Although it has a hint of predictability, the concepts and impressions which the play raises are interesting and thought-provoking. The cast successfully maintains the appropriate deep, and sometimes dark, tone, forcing perceptions to feel tantalizing and significant. The writing is eloquent with a relaxed and fluid style which fits comfortably with the cast and intimate venue.
Through physicality, voice and expression, Kelly’s characterisation of Nick is immediately impressive. He moulds Nick to become startlingly endearing and hold tremendous presence throughout. His stillness is transfixing and his sparkling, terrified eyes are incredibly powerful; Nick’s ironic and baffling complexities are expressed delicately and persuasively.
Stodel is fully commanding and confident throughout. Despite some occasional lapses in the credibility of his performance, he leaves a strong, lingering impression each time he leaves the stage. He and Kelly compliment one another, with their intense and manipulative relationship being convincing and intense.

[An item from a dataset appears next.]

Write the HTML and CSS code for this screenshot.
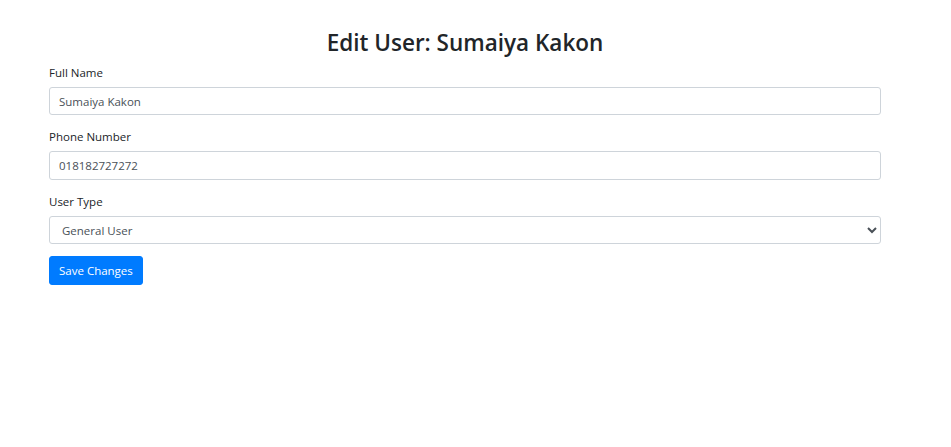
FILE: index.html
```html
<!DOCTYPE html>
<html lang="en">
<head>
<meta charset="utf-8">
<title>Edit User</title>
<link rel="stylesheet" href="styles.css">
</head>
<body>
<div class="container">
  <h2 class="title">Edit User: Sumaiya Kakon</h2>
  <form class="form">
    <div class="group">
      <label class="label" for="name">Full Name</label>
      <input class="control" id="name" type="text" value="Sumaiya Kakon">
    </div>
    <div class="group">
      <label class="label" for="phone">Phone Number</label>
      <input class="control" id="phone" type="text" value="018182727272">
    </div>
    <div class="group">
      <label class="label" for="type">User Type</label>
      <select class="control select" id="type">
        <option selected>General User</option>
        <option>Admin</option>
      </select>
    </div>
    <button type="button" class="btn">Save Changes</button>
  </form>
</div>
</body>
</html>
```
FILE: styles.css
```css
* { box-sizing: border-box; }
html, body { margin: 0; padding: 0; background: #fff; }
body {
  font-family: "Open Sans", "Noto Sans", sans-serif;
  font-size: 12px;
  line-height: 1.5;
  color: #212529;
}
.container {
  width: 832px;
  margin: 0 0 0 49px;
  padding-top: 29px;
}
.title {
  margin: 0 0 5px 0;
  font-size: 22.5px;
  font-weight: 600;
  line-height: 28.8px;
  text-align: center;
  color: #212529;
}
.group { margin-bottom: 12px; display: flex; flex-direction: column; }
.label {
  display: block;
  margin-bottom: 5px;
  padding-top: 1px;
  font-size: 11.5px;
  line-height: 18px;
}
.control {
  display: block;
  width: 100%;
  height: 28.5px;
  padding: 4.5px 9px;
  font-family: inherit;
  font-size: 11.5px;
  line-height: 18px;
  color: #495057;
  background: #fff;
  border: 1px solid #ced4da;
  border-radius: 3px;
  outline: none;
}
.select { padding-left: 8px; }
.btn {
  display: inline-block;
  height: 28.5px;
  padding: 4.5px 9px;
  font-family: inherit;
  font-size: 11.5px;
  line-height: 18px;
  color: #fff;
  background: #007bff;
  border: 1px solid #007bff;
  border-radius: 3px;
}
```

Reavey’s on stage connection with both characters is charming, her relaxed performance bonding all three together to make the piece feel whole, complete and engaging. Her expression of Lilly’s innocence and attractive nature is captivating, subtle and calming.
Despite some flatness and dragging scenes, overall the cast successfully maintained the tense and curious atmosphere of the piece, achieving focus and intrigue with each emotional moment. The piece hinted towards, at times, requiring a greater contrast between the differing emotional fragments to consolidate its impact, but the cast managed to maintain a sufficient intensity to engage its audience.
Outside is curiously inviting, devasting and astute.